Dataset excerpt:
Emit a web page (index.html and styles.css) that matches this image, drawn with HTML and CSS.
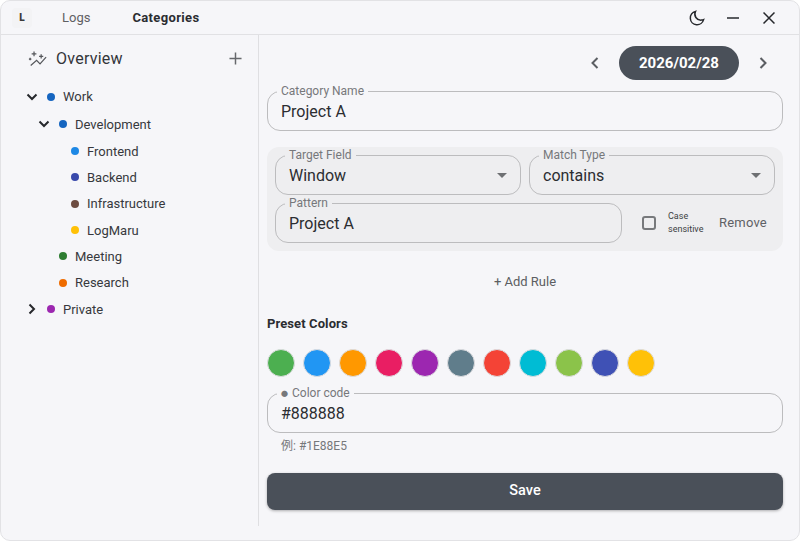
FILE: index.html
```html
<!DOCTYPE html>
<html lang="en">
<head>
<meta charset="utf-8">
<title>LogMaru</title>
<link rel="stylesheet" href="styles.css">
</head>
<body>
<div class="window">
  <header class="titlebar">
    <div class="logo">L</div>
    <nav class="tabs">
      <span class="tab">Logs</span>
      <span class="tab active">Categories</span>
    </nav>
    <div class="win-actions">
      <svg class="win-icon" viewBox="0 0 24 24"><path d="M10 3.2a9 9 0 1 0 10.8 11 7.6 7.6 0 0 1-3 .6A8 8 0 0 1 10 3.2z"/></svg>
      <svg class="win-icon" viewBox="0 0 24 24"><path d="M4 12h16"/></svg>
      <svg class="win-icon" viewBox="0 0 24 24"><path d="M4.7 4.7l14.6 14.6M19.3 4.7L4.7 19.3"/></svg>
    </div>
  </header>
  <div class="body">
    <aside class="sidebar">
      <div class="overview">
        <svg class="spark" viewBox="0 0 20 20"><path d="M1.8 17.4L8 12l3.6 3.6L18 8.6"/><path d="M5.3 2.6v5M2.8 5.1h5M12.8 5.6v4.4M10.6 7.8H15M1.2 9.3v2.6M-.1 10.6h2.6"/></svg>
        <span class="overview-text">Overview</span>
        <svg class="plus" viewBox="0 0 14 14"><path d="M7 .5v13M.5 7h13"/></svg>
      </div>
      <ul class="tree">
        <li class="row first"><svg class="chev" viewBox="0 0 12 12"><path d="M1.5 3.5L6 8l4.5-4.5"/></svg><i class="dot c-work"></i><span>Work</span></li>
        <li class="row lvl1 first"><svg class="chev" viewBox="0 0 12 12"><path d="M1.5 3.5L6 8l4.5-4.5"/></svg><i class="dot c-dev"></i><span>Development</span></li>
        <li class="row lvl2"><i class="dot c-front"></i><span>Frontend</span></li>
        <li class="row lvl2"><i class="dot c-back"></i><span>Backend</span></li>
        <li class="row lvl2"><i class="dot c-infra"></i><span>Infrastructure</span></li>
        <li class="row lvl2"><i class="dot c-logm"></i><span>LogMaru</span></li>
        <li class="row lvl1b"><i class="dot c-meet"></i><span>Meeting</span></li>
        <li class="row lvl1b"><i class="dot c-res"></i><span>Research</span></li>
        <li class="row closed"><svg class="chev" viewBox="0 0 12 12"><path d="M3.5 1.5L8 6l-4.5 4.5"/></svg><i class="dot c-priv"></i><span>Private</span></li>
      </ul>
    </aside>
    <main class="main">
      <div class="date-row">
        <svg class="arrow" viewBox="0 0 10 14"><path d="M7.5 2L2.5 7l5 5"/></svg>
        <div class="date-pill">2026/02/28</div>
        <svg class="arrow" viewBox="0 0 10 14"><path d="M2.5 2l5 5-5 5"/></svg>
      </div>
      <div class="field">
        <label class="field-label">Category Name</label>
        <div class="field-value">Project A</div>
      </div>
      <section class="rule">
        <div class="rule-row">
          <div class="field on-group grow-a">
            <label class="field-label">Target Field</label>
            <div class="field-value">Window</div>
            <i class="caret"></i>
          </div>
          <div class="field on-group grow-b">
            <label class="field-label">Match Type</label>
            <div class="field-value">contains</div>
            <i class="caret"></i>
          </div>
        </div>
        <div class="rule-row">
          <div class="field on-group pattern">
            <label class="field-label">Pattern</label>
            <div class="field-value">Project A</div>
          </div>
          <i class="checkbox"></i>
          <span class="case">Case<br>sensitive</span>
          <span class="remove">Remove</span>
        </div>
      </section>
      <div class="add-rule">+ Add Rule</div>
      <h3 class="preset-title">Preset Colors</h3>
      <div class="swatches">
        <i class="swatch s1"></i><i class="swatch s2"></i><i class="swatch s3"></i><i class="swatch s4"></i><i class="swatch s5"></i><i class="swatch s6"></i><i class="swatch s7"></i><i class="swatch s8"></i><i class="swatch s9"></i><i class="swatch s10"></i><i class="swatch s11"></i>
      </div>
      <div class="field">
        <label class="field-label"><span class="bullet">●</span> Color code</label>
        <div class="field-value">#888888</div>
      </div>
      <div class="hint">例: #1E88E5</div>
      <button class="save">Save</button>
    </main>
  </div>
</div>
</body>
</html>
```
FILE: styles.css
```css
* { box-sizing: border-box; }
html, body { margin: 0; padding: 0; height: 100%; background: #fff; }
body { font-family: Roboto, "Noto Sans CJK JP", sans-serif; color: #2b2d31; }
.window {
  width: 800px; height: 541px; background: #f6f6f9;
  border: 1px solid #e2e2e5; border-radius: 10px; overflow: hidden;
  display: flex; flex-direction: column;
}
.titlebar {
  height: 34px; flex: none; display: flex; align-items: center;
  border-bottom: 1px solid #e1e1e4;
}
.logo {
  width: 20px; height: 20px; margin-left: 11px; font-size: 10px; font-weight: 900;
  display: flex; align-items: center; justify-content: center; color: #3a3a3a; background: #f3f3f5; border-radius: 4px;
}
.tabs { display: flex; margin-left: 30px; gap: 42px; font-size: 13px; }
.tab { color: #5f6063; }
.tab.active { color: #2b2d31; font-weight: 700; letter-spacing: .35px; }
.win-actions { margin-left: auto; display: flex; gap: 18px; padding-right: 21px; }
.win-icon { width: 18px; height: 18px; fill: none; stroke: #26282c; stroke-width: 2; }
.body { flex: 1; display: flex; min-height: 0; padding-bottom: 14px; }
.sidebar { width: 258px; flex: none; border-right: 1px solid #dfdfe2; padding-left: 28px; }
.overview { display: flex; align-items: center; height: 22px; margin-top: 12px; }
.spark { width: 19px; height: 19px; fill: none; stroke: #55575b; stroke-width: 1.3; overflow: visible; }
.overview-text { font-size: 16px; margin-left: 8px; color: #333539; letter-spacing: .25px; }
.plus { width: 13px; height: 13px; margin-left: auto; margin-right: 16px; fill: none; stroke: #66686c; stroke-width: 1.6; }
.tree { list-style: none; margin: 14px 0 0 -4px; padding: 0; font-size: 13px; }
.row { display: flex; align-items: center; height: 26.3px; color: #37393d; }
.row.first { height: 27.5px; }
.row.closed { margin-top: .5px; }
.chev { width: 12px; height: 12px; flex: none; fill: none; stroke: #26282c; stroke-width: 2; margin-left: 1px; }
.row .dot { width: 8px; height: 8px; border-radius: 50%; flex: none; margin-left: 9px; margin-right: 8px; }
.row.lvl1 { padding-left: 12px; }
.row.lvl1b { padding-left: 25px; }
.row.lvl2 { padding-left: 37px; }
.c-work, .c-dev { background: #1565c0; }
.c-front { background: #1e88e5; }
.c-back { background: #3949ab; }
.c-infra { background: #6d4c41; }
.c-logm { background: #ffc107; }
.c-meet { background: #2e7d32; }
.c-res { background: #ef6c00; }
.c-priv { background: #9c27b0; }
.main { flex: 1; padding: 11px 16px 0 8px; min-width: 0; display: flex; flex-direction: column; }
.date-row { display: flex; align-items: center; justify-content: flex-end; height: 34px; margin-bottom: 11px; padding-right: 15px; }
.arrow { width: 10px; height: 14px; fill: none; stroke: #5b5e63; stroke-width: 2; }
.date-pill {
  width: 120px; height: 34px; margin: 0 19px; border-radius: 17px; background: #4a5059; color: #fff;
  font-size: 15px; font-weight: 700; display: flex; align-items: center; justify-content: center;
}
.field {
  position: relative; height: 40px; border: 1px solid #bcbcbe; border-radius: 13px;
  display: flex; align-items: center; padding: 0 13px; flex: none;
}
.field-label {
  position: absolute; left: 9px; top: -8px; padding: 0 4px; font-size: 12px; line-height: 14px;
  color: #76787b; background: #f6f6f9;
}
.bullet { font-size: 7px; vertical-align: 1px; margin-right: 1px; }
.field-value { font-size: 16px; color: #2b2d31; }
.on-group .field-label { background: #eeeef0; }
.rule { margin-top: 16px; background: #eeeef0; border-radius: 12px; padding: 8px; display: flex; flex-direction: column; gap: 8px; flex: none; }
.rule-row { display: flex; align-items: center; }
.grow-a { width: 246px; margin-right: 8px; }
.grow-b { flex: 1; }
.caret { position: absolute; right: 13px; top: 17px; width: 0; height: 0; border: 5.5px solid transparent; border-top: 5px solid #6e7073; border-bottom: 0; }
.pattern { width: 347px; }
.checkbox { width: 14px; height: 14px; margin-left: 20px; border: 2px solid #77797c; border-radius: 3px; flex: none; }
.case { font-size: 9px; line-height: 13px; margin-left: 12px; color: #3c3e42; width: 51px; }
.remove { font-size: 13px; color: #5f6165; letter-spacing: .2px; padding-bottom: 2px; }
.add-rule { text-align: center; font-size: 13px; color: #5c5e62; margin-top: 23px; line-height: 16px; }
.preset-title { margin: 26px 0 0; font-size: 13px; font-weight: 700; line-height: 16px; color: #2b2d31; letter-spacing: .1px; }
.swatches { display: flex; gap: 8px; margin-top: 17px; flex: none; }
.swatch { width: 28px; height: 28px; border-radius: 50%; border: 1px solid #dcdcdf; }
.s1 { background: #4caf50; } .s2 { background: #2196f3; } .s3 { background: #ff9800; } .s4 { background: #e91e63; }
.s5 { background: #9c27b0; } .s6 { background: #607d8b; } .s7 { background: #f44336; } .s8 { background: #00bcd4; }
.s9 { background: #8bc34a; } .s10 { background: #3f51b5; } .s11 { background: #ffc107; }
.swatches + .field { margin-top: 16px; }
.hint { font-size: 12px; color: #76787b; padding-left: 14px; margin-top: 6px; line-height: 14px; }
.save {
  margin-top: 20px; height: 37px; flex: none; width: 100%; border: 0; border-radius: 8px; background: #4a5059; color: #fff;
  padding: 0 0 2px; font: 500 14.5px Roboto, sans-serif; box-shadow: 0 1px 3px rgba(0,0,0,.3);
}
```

Task brief: Examine the listing and say how many of its lines contain the string "index". Give the number alone.

Task result: 2